Ecosyste.ms: Awesome

An open API service indexing awesome lists of open source software.

https://github.com/pedroetb/rsync-incremental-backup

Configurable bash script to send incremental backups of your data to a local or remote target
https://github.com/pedroetb/rsync-incremental-backup

backup backup-process incremental-backups rsync ssh

Last synced: 3 months ago
JSON representation

Configurable bash script to send incremental backups of your data to a local or remote target

Lists

README

        

# rsync-incremental-backup

Configurable bash scripts to send incremental backups of your data to a local or remote target, using [rsync](https://download.samba.org/pub/rsync/rsync.html).

[![License: MIT](https://img.shields.io/badge/License-MIT-yellow.svg)](LICENSE)
[![Sponsor](https://img.shields.io/badge/-Sponsor-fafbfc?logo=GitHub%20Sponsors)](https://github.com/sponsors/pedroetb)

## Description

These scripts do (as many as you want) incremental backups of desired directory to another local or remote directory.
The first directory acts as master (doesn't get modified), making copies of itself at the second directory (slave).
Then, you can browse the slave directory and get any file included into any previous backup.

Only new or modified data is stored (because it's incremental), so the size of backups doesn't grow too much.

If a backup process gets interrupted, don't worry.
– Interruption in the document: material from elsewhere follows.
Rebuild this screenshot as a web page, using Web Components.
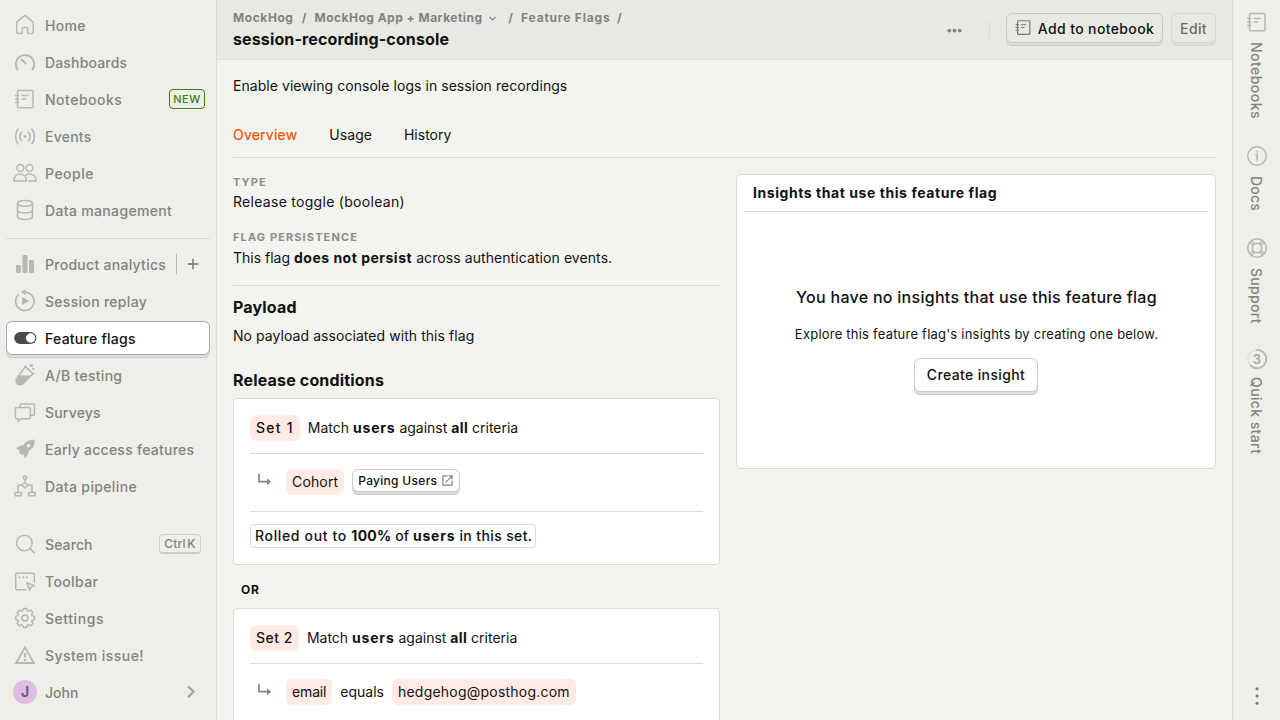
<!DOCTYPE html>
<html lang="en">
<head>
<meta charset="utf-8">
<title>session-recording-console</title>
<style>
html,body{margin:0;height:100%;overflow:hidden}
body{font-family:Inter,"Liberation Sans",sans-serif;font-size:14px;line-height:20px;color:#111;
--muted:#82837e;--icon:#b6b8b2;--border:#dadbd2;--orange:#f54e00;--side:#eeefe9}
</style>
</head>
<body>
<flag-app></flag-app>
<script>
const ICONS={
home:'<path d="M12 2.4 3.7 9.2v10.3q0 .9.9.9h3.8q.9 0 .9-.9v-4.1q0-.9.9-.9h3.6q.9 0 .9.9v4.1q0 .9.9.9h3.8q.9 0 .9-.9V9.2z"/>',
dash:'<path stroke-width="1.9" d="M4.6 19.6a9.2 9.2 0 1 1 14.8 0"/><path stroke-width="2.1" d="m8.6 9.4 3.9 3.9"/>',
note:'<rect x="4.5" y="3.5" width="15.5" height="17.3" rx=".9"/><path d="M2.6 8.4h3.2M2.6 12h3.2M2.6 15.5h3.2M9.2 8.5h5.8M9.2 12h3.5"/>',
events:'<circle cx="12" cy="12.5" r="1.5" fill="currentColor" stroke="none"/><path stroke-width="1.6" d="M5 5.2c-3.2 4.3-3.2 10.3 0 14.6M19 5.2c3.2 4.3 3.2 10.3 0 14.6M8.5 8.4c-2.2 2.2-2.2 6 0 8.2M15.5 8.4c2.2 2.2 2.2 6 0 8.2"/>',
people:'<circle cx="7.4" cy="7" r="3.4"/><circle cx="16.5" cy="7" r="3.4"/><path d="M.9 20.1c0-4.800 2.900-7 6.200-7s6.200 2.200 6.200 7zM12.600 14.300c1-.800 2.400-1.200 4-1.200 3.500 0 6.500 2.400 6.500 7H16"/>',
db:'<ellipse cx="12" cy="5.300" rx="7.500" ry="2.900"/><path d="M4.500 5.300v13c0 1.900 3.300 3.100 7.500 3.100s7.500-1.200 7.500-3.100v-13M4.500 11.700c0 1.900 3.300 3.100 7.500 3.100s7.500-1.200 7.500-3.100"/>',
bars:'<g fill="currentColor" stroke="none"><rect x="3" y="13" width="4.900" height="8" rx="1.200"/><rect x="9.500" y="3" width="5" height="18" rx="1.200"/><rect x="16" y="8" width="5" height="13" rx="1.200"/></g>',
replay:'<path stroke-width="1.700" d="M10.500 3.200a9.200 9.200 0 1 1-5.200 2.600"/><path fill="currentColor" stroke="none" d="M12.600 0v6.200L8 3.100zM9 7.900l7.300 4.100L9 16z"/>',
toggle:'<rect x="1.200" y="5.900" width="22.200" height="12.200" rx="6.100" fill="currentColor" stroke="none"/><circle cx="17.600" cy="12" r="4.700" fill="#fff" stroke="none"/>',
tube:'<path d="m12.400 3.600 7.500 7.200-9.600 9.800a4.100 4.100 0 0 1-6-5.800zM11.700 3.800l1-.9M19.400 11.500l1.500-1.200"/><path fill="currentColor" stroke="none" d="M6.300 12.600H18l-7.300 8a4.300 4.300 0 0 1-6.400-6z"/><circle cx="18.400" cy="2.500" r="1.600" fill="currentColor" stroke="none"/><circle cx="20.300" cy="6" r="1.100" fill="currentColor" stroke="none"/>',
survey:'<path d="M3.400 7.600h12.900q1 0 1 1v9.200q0 1-1 1H8.200l-3.100 2.300v-2.300H3.400q-1 0-1-1V8.600q0-1 1-1z"/><path d="M7.200 7.500V4.900q0-1 1-1h12.200q1 0 1 1v9.300q0 1-1 1h-3"/>',
rocket:'<path fill="currentColor" fill-rule="evenodd" stroke="none" d="M21.700 2.800c-5.500-.1-9.200 1.500-11.300 5.500-3 0-5 .9-7.300 3.800 1.500.2 2.700.6 3.700 1.300l-.8 2 2.600 2.600 2-.7c.5 1.200.7 2.400 1 4 2.700-2.100 3.800-4.300 4.100-7.500 4.600-2.400 6.200-5.600 6-11zM15.400 7a1.700 1.700 0 1 1 0 3.400 1.700 1.700 0 0 1 0-3.400z"/>',
pipe:'<circle cx="12" cy="3.600" r="1.700"/><path d="M12 5.300v3.400M12 8.500l3.400 2.700-3.400 2.700-3.400-2.700zM8.600 11.300H5v7M15.400 11.300H19v7M1.900 18.400h6.400v3.300H1.900zM15.700 18.400h6.400v3.300h-6.400z"/>',
search:'<circle cx="11.400" cy="11" r="7.800"/><path stroke-width="1.700" d="m17 16.700 4 3.900"/>',
toolbar:'<path d="M21.300 13.200V5.100q0-.9-.9-.9H3.600q-.9 0-.9.900v14.700q0 .9.900.9H12.500"/><path stroke-width="1.600" d="m13.800 13.800 7.500 2.700-3.200 1.400-1.400 3.200z"/><path stroke-width="1.700" stroke-linecap="butt" d="M5.600 8.400h1.700M9.300 8.400h1.700M13 8.400h1.700"/>',
gear:'<path d="M10.300 2.600h3.400l.7 2.300 1 .4 2.100-1.200 2.400 2.400-1.200 2.100.4 1 2.300.7v3.400l-2.300.7-.4 1 1.200 2.100-2.400 2.400-2.100-1.200-1 .4-.7 2.300h-3.400l-.7-2.300-1-.4-2.100 1.200-2.400-2.400 1.200-2.100-.4-1-2.300-.7v-3.400l2.300-.7.4-1-1.200-2.100 2.400-2.400 2.100 1.200 1-.4z"/><circle cx="12" cy="12" r="3"/>',
warn:'<path stroke-linejoin="miter" stroke-width="1.800" d="M12 4.400 3.100 20h17.800z"/><path stroke-width="2.100" stroke-linecap="butt" d="M12 10v4.500M12 16v2"/>',
right:'<path stroke-width="2.300" stroke-linecap="butt" stroke-linejoin="miter" d="m9.100 6.400 5.500 5.400-5.500 5.400"/>',
down:'<path stroke-width="3" stroke-linecap="butt" stroke-linejoin="miter" d="m4 8 8 8 8-8"/>',
plus:'<path stroke-width="2" stroke-linecap="butt" d="M12 6.300v11.400M6.300 12h11.400"/>',
dots:'<g fill="currentColor" stroke="none"><circle cx="3.700" cy="12" r="3"/><circle cx="12" cy="12" r="3"/><circle cx="20.300" cy="12" r="3"/></g>',
vdots:'<g fill="currentColor" stroke="none"><circle cx="12" cy="4.800" r="1.500"/><circle cx="12" cy="12" r="1.500"/><circle cx="12" cy="19.200" r="1.500"/></g>',
sub:'<path stroke-width="2.300" stroke-linecap="butt" stroke-linejoin="miter" d="M5.300 4v10.200h12"/><path fill="currentColor" stroke="none" d="m16 9.500 5.500 4.700-5.500 4.700z"/>',
open:'<path stroke-width="2.200" stroke-linecap="butt" stroke-linejoin="miter" d="M12 3.500H3.500v17h17V12M14 3.500h6.500V10M20.500 3.500 8.500 15.500"/>',
info:'<circle cx="12" cy="12" r="9.300"/><path stroke-width="1.700" stroke-linecap="butt" d="M10.300 10.700h1.900v6M12.200 7v1.800"/>',
support:'<circle cx="12" cy="12" r="9.300"/><circle cx="12" cy="12" r="4.700"/><path stroke-width="1.400" d="m4.600 6.400 3.300 2.900M6.500 4.500l2.900 3.300M19.400 6.400l-3.300 2.900M17.500 4.500l-2.900 3.300M4.600 17.600l3.300-2.900M6.500 19.500l2.900-3.300M19.400 17.600l-3.300-2.900M17.500 19.500l-2.900-3.300"/>',
ring:'<circle cx="12" cy="12" r="9.200" stroke="#dddfd8" stroke-width="1.500"/><path stroke-width="1.800" d="M12 2.800a9.200 9.200 0 1 1-6.500 15.700"/>'
};
function define(name,css,html){
  customElements.define(name,class extends HTMLElement{
    constructor(){super();this.attachShadow({mode:'open'});}
    connectedCallback(){
      const body=typeof html==='function'?html(this):html;
      this.shadowRoot.innerHTML='<style>*{box-sizing:border-box}'+css+'</style>'+body;
    }
  });
}
define('ui-icon',':host{display:block;flex:none;width:24px;height:24px}svg{display:block;width:100%;height:100%;overflow:visible}',
  e=>'<svg viewBox="0 0 24 24" fill="none" stroke="currentColor" stroke-width="1.5" stroke-linecap="round" stroke-linejoin="round">'+ICONS[e.getAttribute('name')]+'</svg>');
/* track: extra letter-spacing in px for a run of text */
define('t-x',':host{display:inline}',e=>{e.style.letterSpacing=(e.getAttribute('s')||0)+'px';return '<slot></slot>';});
define('nav-item',`:host{display:block;height:37px;padding-top:1px;box-sizing:border-box;color:var(--muted);font-weight:500}
.b{display:flex;align-items:center;height:34px;padding:0 6px;gap:8px;border:1px solid transparent;border-radius:6px}
ui-icon{color:var(--icon)} .l{flex:1;white-space:nowrap;padding-top:1px}
:host([active]) .b{background:#fff;border-color:#a9a9a9;box-shadow:0 2px 0 #e0dddf,0 3px 0 #c8c7c6}
:host([active]){color:#111}:host([active]) ui-icon{color:#4b4b4b}
.a{width:24px;height:24px;border-radius:50%;background:#dfbde3;color:#78567d;display:flex;align-items:center;justify-content:center;font-weight:700}`,
  e=>'<div class="b">'+(e.getAttribute('avatar')?'<span class="a">'+e.getAttribute('avatar')+'</span>':'<ui-icon name="'+e.getAttribute('icon')+'"></ui-icon>')+'<span class="l" style="letter-spacing:'+(e.getAttribute('track')||.2)+'px"><slot></slot></span><slot name="end"></slot></div>');
define('app-sidebar',`:host{display:flex;flex-direction:column;width:217px;flex:none;background:var(--side);border-right:1px solid var(--border);padding:7px 6px 9px;box-sizing:border-box}
hr{border:0;border-top:1px solid var(--border);margin:9px 0 7px;width:100%}
.bottom{margin-top:21px}
.new{box-sizing:border-box;width:36px;height:20px;border:1px solid #388600;color:#388600;border-radius:4px;font-size:11px;line-height:18px;text-align:center;letter-spacing:.45px;margin:0 -2px 0 0}
.key{box-sizing:border-box;width:42px;height:20px;border:1px solid #cccdc8;border-bottom-width:2px;border-radius:4px;font-size:12px;line-height:18px;text-align:center;letter-spacing:.2px;margin:0 2px 0 0;white-space:nowrap;word-spacing:-2px}
.add{display:flex;align-items:center;border-left:1px solid #b9bab5;height:20px;padding-left:5px;margin-right:-1px}
.add ui-icon{width:22px;height:22px;color:#8b8c87}
.chev{color:#a5a6a1}`,
`<nav-item icon="home" track=".3">Home</nav-item><nav-item icon="dash" track=".16">Dashboards</nav-item>
<nav-item icon="note" track=".5">Notebooks<span slot="end" class="new">NEW</span></nav-item>
<nav-item icon="events" track=".25">Events</nav-item><nav-item icon="people" track=".5">People</nav-item><nav-item icon="db" track=".34">Data management</nav-item>
<hr><nav-item icon="bars" track=".28">Product analytics<span slot="end" class="add"><ui-icon name="plus"></ui-icon></span></nav-item>
<nav-item icon="replay" track=".3">Session replay</nav-item><nav-item icon="toggle" track=".26" active>Feature flags</nav-item>
<nav-item icon="tube" track=".3">A/B testing</nav-item><nav-item icon="survey">Surveys</nav-item>
<nav-item icon="rocket" track=".26">Early access features</nav-item><nav-item icon="pipe" track=".36">Data pipeline</nav-item>
<div class="bottom"><nav-item icon="search" track=".1">Search<span slot="end" class="key">Ctrl K</span></nav-item>
<nav-item icon="toolbar" track=".38">Toolbar</nav-item><nav-item icon="gear" track=".55">Settings</nav-item><nav-item icon="warn" track=".45">System issue!</nav-item>
<nav-item avatar="J" track=".05">John<ui-icon slot="end" class="chev" name="right"></ui-icon></nav-item></div>`);
define('chrome-button',`:host{display:flex;align-items:center;justify-content:center;gap:6px;box-sizing:border-box;flex:none;height:34px;border:1px solid var(--edge,#c9c8c9);border-radius:6px;box-shadow:0 2px 0 #e0dddf,0 3px 0 var(--edge,#c9c8c9);font-weight:500;white-space:nowrap;background:var(--face,#fff)}`,'<slot></slot>');
define('top-bar',`:host{display:flex;height:60px;box-sizing:border-box;background:#e8e9e3;border-bottom:1px solid #dfe0d9;padding:0 16px;align-items:flex-start}
.t{flex:1;padding-top:8px}.c{display:flex;align-items:center;height:20px;font-size:12px;font-weight:700;color:var(--muted);white-space:nowrap}
.c i{font-style:normal;width:21px;text-align:center}.c ui-icon{width:9px;height:9px;margin:0 3.500px 0 5px}
h1{margin:1px 0 0;font-size:16px;line-height:20px;font-weight:700;letter-spacing:.13px}
.r{display:flex;align-items:center;margin-top:13px;height:30px}.r>ui-icon{width:15px;height:15px;color:#83847f;margin-top:4px}
.v{width:1px;height:17px;background:#d9dad4;margin:2px 16px 0 27px}
chrome-button{height:30px;--face:#e8e9e3;padding-top:2px}`,
`<div class="t"><div class="c"><t-x s=".58">MockHog</t-x><i>/</i><t-x s=".48">MockHog App + Marketing</t-x><ui-icon name="down"></ui-icon><i>/</i><t-x s=".8">Feature Flags</t-x><i style="width:18px">/</i></div><h1>session-recording-console</h1></div>
<div class="r"><ui-icon name="dots"></ui-icon><span class="v"></span>
<chrome-button style="width:157px"><ui-icon name="note" style="width:19px;height:19px;color:#777873;margin:-4px -1px 0 -1px"></ui-icon><t-x s=".38">Add to notebook</t-x></chrome-button>
<chrome-button style="width:45px;margin-left:8px;--edge:#d7d7d3;color:#6c6d69"><t-x s=".35">Edit</t-x></chrome-button></div>`);
define('flag-tabs',':host{display:flex;gap:32px;height:44px;box-sizing:border-box;border-bottom:1px solid var(--border);padding-top:11px}.on{color:var(--orange);-webkit-text-stroke:.2px}','<t-x class="on" s=".22">Overview</t-x><t-x s=".04">Usage</t-x><t-x>History</t-x>');
define('flag-tag',':host{display:block;background:#ffebe4;border-radius:6px;padding:3px 6px;height:26px;box-sizing:border-box;white-space:nowrap}','<slot></slot>');
define('condition-set',`:host{display:block;box-sizing:border-box;background:#fff;border:1px solid var(--border);border-radius:4px;padding:16px}
.h{display:flex;align-items:center;gap:8px;height:38px;padding-bottom:12px}
flag-tag{font-weight:500}.m{white-space:nowrap}
.q{display:flex;align-items:flex-start;height:58px;gap:8px;border-top:1px solid var(--border);padding:15px 0 0 5px}
.q ui-icon{width:18px;height:18px;color:#86868a;margin:2px 5px 0 0}
.f{border-top:1px solid var(--border);padding-top:12px}`,
  e=>'<div class="h"><flag-tag><t-x s="'+e.getAttribute('track')+'">'+e.getAttribute('label')+'</t-x></flag-tag><span class="m">Match <b><t-x s=".8">users</t-x></b> against <b><t-x s=".35">all</t-x></b> criteria</span></div><div class="q"><ui-icon name="sub"></ui-icon><slot></slot></div><div class="f"><slot name="rollout"></slot></div>');
define('insight-card',`:host{display:flex;flex-direction:column;align-items:center;width:480px;height:295px;flex:none;box-sizing:border-box;background:#fff;border:1px solid var(--border);border-radius:6px;padding:0 8px}
h2{align-self:stretch;margin:0;height:37px;line-height:36px;padding-left:8px;font-size:14px;letter-spacing:.56px;border-bottom:1px solid var(--border);font-weight:700}
h3{margin:75px 0 0;font-size:16px;line-height:20px;font-weight:500;letter-spacing:.28px;padding-left:1px}
p{margin:17px 0 14px;font-size:13px;letter-spacing:.22px;padding-left:1px}`,
`<h2>Insights that use this feature flag</h2><h3>You have no insights that use this feature flag</h3><p>Explore this feature flag's insights by creating one below.</p><chrome-button style="width:124px"><t-x s=".37">Create insight</t-x></chrome-button>`);
define('flag-details',`:host{display:block;width:487px}
h4{margin:0;font-size:11px;line-height:16px;letter-spacing:1.12px;color:#8b8c88;font-weight:700}
hr{border:0;border-top:1px solid var(--border);margin:17px 0 11px}h2{margin:0;font-size:16px;line-height:20px;font-weight:700;letter-spacing:.17px}
.or{font-size:12px;font-weight:700;padding:15px 0 8px 8px;height:43px;letter-spacing:.8px}
.roll{display:inline-block;height:24px;width:286px;line-height:22px;border:1px solid var(--border);border-radius:4px;padding:0 4px;font-weight:500;white-space:nowrap}
chrome-button{height:23px;width:108px;font-size:12px}`,
`<h4>TYPE</h4><div style="margin:2px 0 17px;letter-spacing:.29px">Release toggle (boolean)</div><h4>FLAG PERSISTENCE</h4><div style="margin-top:3px">This flag <b><t-x s=".5">does not persist</t-x></b><t-x s=".08"> across authentication events.</t-x></div>
<hr><h2>Payload</h2><div style="margin:9px 0 24px;letter-spacing:.06px">No payload associated with this flag</div><h2 style="margin-bottom:8px">Release conditions</h2>
<condition-set label="Set 1" track="1.25" style="height:167px"><flag-tag><t-x s=".15">Cohort</t-x></flag-tag><chrome-button><t-x s=".3">Paying Users</t-x><ui-icon name="open" style="width:13px;height:13px;color:#85858a;margin-left:-2px"></ui-icon></chrome-button><span slot="rollout" class="roll"><t-x s=".65">Rolled out to </t-x><b><t-x s=".3">100%</t-x></b> of <b><t-x s=".8">users</t-x></b><t-x s=".38"> in this set.</t-x></span></condition-set>
<div class="or">OR</div>
<condition-set label="Set 2" track=".5"><flag-tag><t-x s="-.15">email</t-x></flag-tag><span style="padding-top:3px">equals</span><flag-tag><t-x s=".22">hedgehog@posthog.com</t-x></flag-tag></condition-set>`);
define('side-panel',`:host{display:flex;flex-direction:column;align-items:center;width:48px;flex:none;box-sizing:border-box;border-left:1px solid var(--border);background:var(--side);color:var(--muted);font-weight:500;padding:10px 0 12px 1px;letter-spacing:.2px}
ui-icon{color:var(--icon)}.t{writing-mode:vertical-rl;white-space:nowrap;line-height:20px;margin:8px 2px 0 0}
.q{display:grid;place-items:center;color:#a5a6a1;font-size:13px;font-weight:600}.q>*{grid-area:1/1}`,
`<ui-icon name="note"></ui-icon><span class="t" style="height:102px;letter-spacing:.46px">Notebooks</span><ui-icon name="info"></ui-icon><span class="t" style="height:60px">Docs</span><ui-icon name="support"></ui-icon><span class="t" style="height:79px;letter-spacing:.3px">Support</span><span class="q"><ui-icon name="ring"></ui-icon><span>3</span></span><span class="t" style="margin-top:6px;letter-spacing:.38px">Quick start</span><ui-icon name="vdots" style="margin-top:auto;color:#777873"></ui-icon>`);
define('flag-app',`:host{display:flex;width:1280px;height:720px;overflow:hidden;background:#f3f4ef}
main{flex:1;min-width:0;overflow:hidden}.c{padding:16px 16px 0}.cols{display:flex;gap:16px;align-items:flex-start;padding-top:16px}`,
`<app-sidebar></app-sidebar><main><top-bar></top-bar><div class="c"><div style="margin-bottom:18px;letter-spacing:.05px">Enable viewing console logs in session recordings</div><flag-tabs></flag-tabs><div class="cols"><flag-details></flag-details><insight-card></insight-card></div></div></main><side-panel></side-panel>`);
</script>
</body>
</html>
You can continue it in the next run of the script without data loss and without resending previously transferred data.

In addition, there is a local backup script with special configuration, oriented to do backups for a GNU/Linux filesystem.
For example, it already has omitted temporal, removable and other problematic paths, and is meant to backup to a external mount point (at `/mnt`).

## Configuration

You can set some configuration variables to customize the script:

* `src`: Path to source directory. Backups will include it's content. May be a relative or absolute path. Overwritable by parameters.
* `dst`: Path to target directory. Backups will be placed here. **Must** be an absolute path. Overwritable by parameters.
* `remote`: *ssh_config* host name to connect to remote host (only for remote versions). Overwritable by parameters.
* `backupDepth`: Number of backups to keep. When limit is reached, the oldest get deleted.
* `timeout`: Timeout to cancel backup process, if it's not responding.
* `pathBak0`: Directory inside `dst` where the more recent backup is stored.
* `partialFolderName`: Directory inside `dst` where partial files are stored.
* `rotationLockFileName`: Name given to rotation lock file, used for detecting previous backup failures.
* `pathBakN`: Directory inside `dst` where the rest of backups are stored.
* `nameBakN`: Name of incremental backup directories. An index will be added at the end to show how old they are.
* `logName`: Name given to log file generated at backup.
* `inclusionFileName`: Name given to the text file that contains inclusion patterns. You must create it inside directory defined by `ownFolderName`.
* `exclusionFileName`: Name given to the text file that contains exclusion patterns. You must create it inside directory defined by `ownFolderName`.
* `ownFolderName`: Name given to folder inside user's home to hold configuration files and logs while backup is in progress.
* `logFolderName`: Directory inside `dst` where the log files are stored.
* `maxLogFiles`: Maximum number of log files to keep at `dst` (`20` by default). Set to `1` to keep only current log, set to `0` to disable copy of log files to `dst`. If copy of log files is disabled, last log file is left at local (`tempLogPath`).
* `logDateCmd`: Command to run to generate timestamps for log output.
* `interactiveMode`: Flag to allow password login, when set to `yes` (only for remote versions).
* `additionalFlags`: Additional parameters for rsync command, separated by space.
* `useChecksum`: Flag to skip content based on checksum (`1`, default) or mod-time & size (`0`) (not applied to system versions).
* `useCompression`: Flag to allow using compression in transfer (`1`, default) or not (`0`) (only for remote versions).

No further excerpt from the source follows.